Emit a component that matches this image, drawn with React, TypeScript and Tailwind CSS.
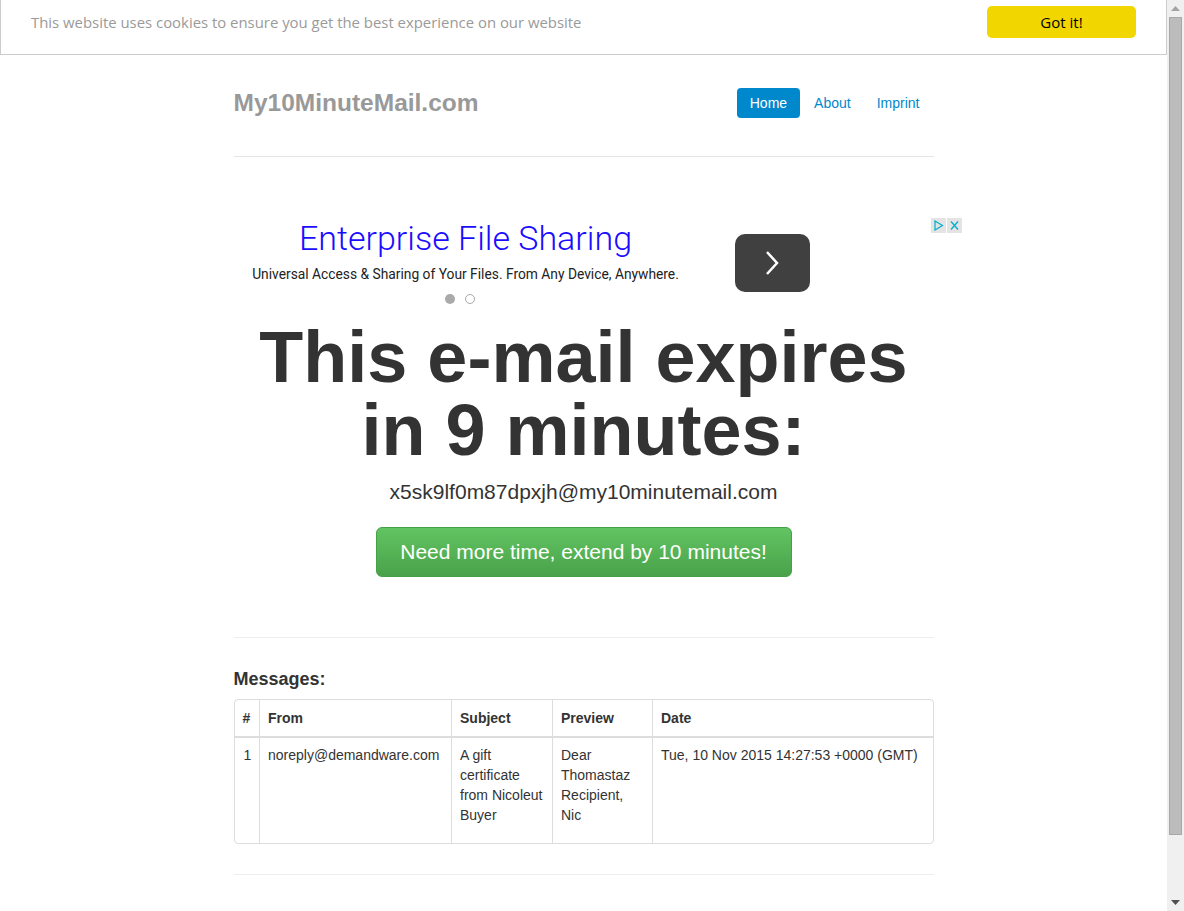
import React from 'react';

const sans = { fontFamily: '"Liberation Sans", Arial, sans-serif' };

function CookieBar() {
  return (
    <div
      className="flex h-[55px] items-start justify-between border-x border-b border-[#cccccc] bg-white pl-[30px] pr-[30px] pt-[6px]"
      style={{ fontFamily: '"Open Sans", sans-serif' }}
    >
      <p className="mt-[5px] text-[14.9px] leading-[22px] text-[#9a9a9a]">
        This website uses cookies to ensure you get the best experience on our website
      </p>
      <button className="h-[32px] w-[149px] rounded-[5px] bg-[#f1d600] text-[15px] text-black">Got it!</button>
    </div>
  );
}

function Header() {
  return (
    <div className="flex h-[40px] items-center justify-between">
      <h3 className="text-[24.5px] font-bold leading-[40px] text-[#999999]">My10MinuteMail.com</h3>
      <nav className="flex gap-[2px] pr-[2px] text-[14px] leading-[20px]">
        <a className="rounded-[4px] bg-[#0088cc] px-[13px] py-[5px] text-white">Home</a>
        <a className="rounded-[4px] px-3 py-[5px] text-[#0088cc]">About</a>
        <a className="rounded-[4px] px-3 py-[5px] text-[#0088cc]">Imprint</a>
      </nav>
    </div>
  );
}

function AdBanner() {
  return (
    <div className="relative flex h-[90px] w-[728px]" style={{ fontFamily: 'Roboto, sans-serif' }}>
      <div className="flex w-[464px] flex-col items-center pt-[1px]">
        <div className="text-[34px] font-light leading-[38px] text-[#1a0dff]">Enterprise File Sharing</div>
        <div className="mt-[8px] text-[13.8px] leading-[18px] text-[#222222]">
          Universal Access &amp; Sharing of Your Files. From Any Device, Anywhere.
        </div>
        <div className="mt-[11px] flex gap-[10px] pr-[12px]">
          <span className="h-[10px] w-[10px] rounded-full bg-[#aaaaaa]" />
          <span className="h-[10px] w-[10px] rounded-full border border-[#aaaaaa]" />
        </div>
      </div>
      <div className="ml-[37px] mt-[16px] flex h-[58px] w-[75px] items-center justify-center rounded-[10px] bg-[#404040]">
        <svg width="16" height="26" viewBox="0 0 16 26" fill="none" stroke="white" strokeWidth="2.5">
          <path d="M3 2 L13 13 L3 24" />
        </svg>
      </div>
      <div className="absolute right-0 top-0 flex gap-[1px]">
        <span className="flex h-[15px] w-[15px] items-center justify-center bg-[#e4e4e4]">
          <svg width="11" height="11" viewBox="0 0 11 11" fill="none" stroke="#00aecd" strokeWidth="1.2">
            <path d="M2 1 L9.5 5.5 L2 10 Z" />
          </svg>
        </span>
        <span className="flex h-[15px] w-[15px] items-center justify-center bg-[#e4e4e4]">
          <svg width="11" height="11" viewBox="0 0 11 11" fill="none" stroke="#00aecd" strokeWidth="1.3">
            <path d="M2 1.5 L9 9.5 M9 1.5 L2 9.5" />
          </svg>
        </span>
      </div>
    </div>
  );
}

function MessagesTable() {
  return (
    <div className="overflow-hidden rounded-[4px] border border-[#dddddd]">
      <table className="w-full table-fixed border-collapse text-[14px] leading-[20px] text-[#333333]">
        <colgroup>
          <col className="w-[25px]" />
          <col className="w-[192px]" />
          <col className="w-[101px]" />
          <col className="w-[100px]" />
          <col />
        </colgroup>
        <thead>
          <tr className="text-left font-bold">
            <th className="border-b-2 border-[#dddddd] py-2 pl-[8px]">#</th>
            <th className="border-b-2 border-l border-[#dddddd] px-2 py-2">From</th>
            <th className="border-b-2 border-l border-[#dddddd] px-2 py-2">Subject</th>
            <th className="border-b-2 border-l border-[#dddddd] px-2 py-2">Preview</th>
            <th className="border-b-2 border-l border-[#dddddd] px-2 py-2">Date</th>
          </tr>
        </thead>
        <tbody>
          <tr className="align-top">
            <td className="pb-[18px] pl-[9px] pt-[7px]">1</td>
            <td className="border-l border-[#dddddd] px-2 pb-[18px] pt-[7px]">noreply@demandware.com</td>
            <td className="border-l border-[#dddddd] px-2 pb-[18px] pt-[7px]">A gift certificate from Nicoleut Buyer</td>
            <td className="border-l border-[#dddddd] px-2 pb-[18px] pt-[7px]">Dear Thomastaz Recipient, Nic</td>
            <td className="border-l border-[#dddddd] px-2 pb-[18px] pt-[7px]">Tue, 10 Nov 2015 14:27:53 +0000 (GMT)</td>
          </tr>
        </tbody>
      </table>
    </div>
  );
}

function Scrollbar() {
  return (
    <div className="flex w-[17px] flex-col bg-[#f0f0f0]">
      <div className="flex h-[17px] items-center justify-center">
        <svg width="9" height="5" viewBox="0 0 9 5">
          <path d="M0 5 L4.5 0 L9 5 Z" fill="#a3a3a3" />
        </svg>
      </div>
      <div className="mx-[2px] h-[818px] border border-[#a8a8a8] bg-[#bcbcbc]" />
      <div className="flex-1" />
      <div className="flex h-[17px] items-center justify-center">
        <svg width="9" height="5" viewBox="0 0 9 5">
          <path d="M0 0 L9 0 L4.5 5 Z" fill="#505050" />
        </svg>
      </div>
    </div>
  );
}

export default function App() {
  return (
    <div className="flex h-[911px] w-full overflow-hidden bg-white" style={sans}>
      <div className="flex-1">
        <CookieBar />
        <div className="mx-auto w-[700px] pt-[28px]">
          <div className="border-b border-[#e5e5e5] pb-[33px]">
            <Header />
          </div>

          <div className="pt-[61px]">
            <AdBanner />
          </div>

          <div className="mt-[13px] text-center text-[#333333]">
            <h1 className="text-[72px] font-bold leading-[73px]">
              This e-mail expires
              <br />
              in 9 minutes:
            </h1>
            <p className="mt-[10px] text-[21px] leading-[30px]">x5sk9lf0m87dpxjh@my10minutemail.com</p>
            <button className="mt-[20px] h-[50px] w-[416px] rounded-[6px] border border-[#46a046] bg-linear-to-b from-[#62c462] to-[#4aa24a] text-[21px] text-white">
              Need more time, extend by 10 minutes!
            </button>
          </div>

          <hr className="mt-[60px] border-t border-[#eeeeee]" />

          <h4 className="mt-[31px] text-[18px] font-bold leading-[20px] text-[#333333]">Messages:</h4>
          <div className="mt-[10px]">
            <MessagesTable />
          </div>

          <hr className="mt-[30px] border-t border-[#eeeeee]" />
        </div>
      </div>
      <Scrollbar />
    </div>
  );
}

----

TO DO: Go through the listing above and write it all out exactly, leaving out any picture.

TASK OUTPUT:
Emit a component that matches this image, drawn with React, TypeScript and Tailwind CSS.
import React from 'react';

const sans = { fontFamily: '"Liberation Sans", Arial, sans-serif' };

function CookieBar() {
  return (
    <div
      className="flex h-[55px] items-start justify-between border-x border-b border-[#cccccc] bg-white pl-[30px] pr-[30px] pt-[6px]"
      style={{ fontFamily: '"Open Sans", sans-serif' }}
    >
      <p className="mt-[5px] text-[14.9px] leading-[22px] text-[#9a9a9a]">
        This website uses cookies to ensure you get the best experience on our website
      </p>
      <button className="h-[32px] w-[149px] rounded-[5px] bg-[#f1d600] text-[15px] text-black">Got it!</button>
    </div>
  );
}

function Header() {
  return (
    <div className="flex h-[40px] items-center justify-between">
      <h3 className="text-[24.5px] font-bold leading-[40px] text-[#999999]">My10MinuteMail.com</h3>
      <nav className="flex gap-[2px] pr-[2px] text-[14px] leading-[20px]">
        <a className="rounded-[4px] bg-[#0088cc] px-[13px] py-[5px] text-white">Home</a>
        <a className="rounded-[4px] px-3 py-[5px] text-[#0088cc]">About</a>
        <a className="rounded-[4px] px-3 py-[5px] text-[#0088cc]">Imprint</a>
      </nav>
    </div>
  );
}

function AdBanner() {
  return (
    <div className="relative flex h-[90px] w-[728px]" style={{ fontFamily: 'Roboto, sans-serif' }}>
      <div className="flex w-[464px] flex-col items-center pt-[1px]">
        <div className="text-[34px] font-light leading-[38px] text-[#1a0dff]">Enterprise File Sharing</div>
        <div className="mt-[8px] text-[13.8px] leading-[18px] text-[#222222]">
          Universal Access &amp; Sharing of Your Files. From Any Device, Anywhere.
        </div>
        <div className="mt-[11px] flex gap-[10px] pr-[12px]">
          <span className="h-[10px] w-[10px] rounded-full bg-[#aaaaaa]" />
          <span className="h-[10px] w-[10px] rounded-full border border-[#aaaaaa]" />
        </div>
      </div>
      <div className="ml-[37px] mt-[16px] flex h-[58px] w-[75px] items-center justify-center rounded-[10px] bg-[#404040]">
        <svg width="16" height="26" viewBox="0 0 16 26" fill="none" stroke="white" strokeWidth="2.5">
          <path d="M3 2 L13 13 L3 24" />
        </svg>
      </div>
      <div className="absolute right-0 top-0 flex gap-[1px]">
        <span className="flex h-[15px] w-[15px] items-center justify-center bg-[#e4e4e4]">
          <svg width="11" height="11" viewBox="0 0 11 11" fill="none" stroke="#00aecd" strokeWidth="1.2">
            <path d="M2 1 L9.5 5.5 L2 10 Z" />
          </svg>
        </span>
        <span className="flex h-[15px] w-[15px] items-center justify-center bg-[#e4e4e4]">
          <svg width="11" height="11" viewBox="0 0 11 11" fill="none" stroke="#00aecd" strokeWidth="1.3">
            <path d="M2 1.5 L9 9.5 M9 1.5 L2 9.5" />
          </svg>
        </span>
      </div>
    </div>
  );
}

function MessagesTable() {
  return (
    <div className="overflow-hidden rounded-[4px] border border-[#dddddd]">
      <table className="w-full table-fixed border-collapse text-[14px] leading-[20px] text-[#333333]">
        <colgroup>
          <col className="w-[25px]" />
          <col className="w-[192px]" />
          <col className="w-[101px]" />
          <col className="w-[100px]" />
          <col />
        </colgroup>
        <thead>
          <tr className="text-left font-bold">
            <th className="border-b-2 border-[#dddddd] py-2 pl-[8px]">#</th>
            <th className="border-b-2 border-l border-[#dddddd] px-2 py-2">From</th>
            <th className="border-b-2 border-l border-[#dddddd] px-2 py-2">Subject</th>
            <th className="border-b-2 border-l border-[#dddddd] px-2 py-2">Preview</th>
            <th className="border-b-2 border-l border-[#dddddd] px-2 py-2">Date</th>
          </tr>
        </thead>
        <tbody>
          <tr className="align-top">
            <td className="pb-[18px] pl-[9px] pt-[7px]">1</td>
            <td className="border-l border-[#dddddd] px-2 pb-[18px] pt-[7px]">noreply@demandware.com</td>
            <td className="border-l border-[#dddddd] px-2 pb-[18px] pt-[7px]">A gift certificate from Nicoleut Buyer</td>
            <td className="border-l border-[#dddddd] px-2 pb-[18px] pt-[7px]">Dear Thomastaz Recipient, Nic</td>
            <td className="border-l border-[#dddddd] px-2 pb-[18px] pt-[7px]">Tue, 10 Nov 2015 14:27:53 +0000 (GMT)</td>
          </tr>
        </tbody>
      </table>
    </div>
  );
}

function Scrollbar() {
  return (
    <div className="flex w-[17px] flex-col bg-[#f0f0f0]">
      <div className="flex h-[17px] items-center justify-center">
        <svg width="9" height="5" viewBox="0 0 9 5">
          <path d="M0 5 L4.5 0 L9 5 Z" fill="#a3a3a3" />
        </svg>
      </div>
      <div className="mx-[2px] h-[818px] border border-[#a8a8a8] bg-[#bcbcbc]" />
      <div className="flex-1" />
      <div className="flex h-[17px] items-center justify-center">
        <svg width="9" height="5" viewBox="0 0 9 5">
          <path d="M0 0 L9 0 L4.5 5 Z" fill="#505050" />
        </svg>
      </div>
    </div>
  );
}

export default function App() {
  return (
    <div className="flex h-[911px] w-full overflow-hidden bg-white" style={sans}>
      <div className="flex-1">
        <CookieBar />
        <div className="mx-auto w-[700px] pt-[28px]">
          <div className="border-b border-[#e5e5e5] pb-[33px]">
            <Header />
          </div>

          <div className="pt-[61px]">
            <AdBanner />
          </div>

          <div className="mt-[13px] text-center text-[#333333]">
            <h1 className="text-[72px] font-bold leading-[73px]">
              This e-mail expires
              <br />
              in 9 minutes:
            </h1>
            <p className="mt-[10px] text-[21px] leading-[30px]">x5sk9lf0m87dpxjh@my10minutemail.com</p>
            <button className="mt-[20px] h-[50px] w-[416px] rounded-[6px] border border-[#46a046] bg-linear-to-b from-[#62c462] to-[#4aa24a] text-[21px] text-white">
              Need more time, extend by 10 minutes!
            </button>
          </div>

          <hr className="mt-[60px] border-t border-[#eeeeee]" />

          <h4 className="mt-[31px] text-[18px] font-bold leading-[20px] text-[#333333]">Messages:</h4>
          <div className="mt-[10px]">
            <MessagesTable />
          </div>

          <hr className="mt-[30px] border-t border-[#eeeeee]" />
        </div>
      </div>
      <Scrollbar />
    </div>
  );
}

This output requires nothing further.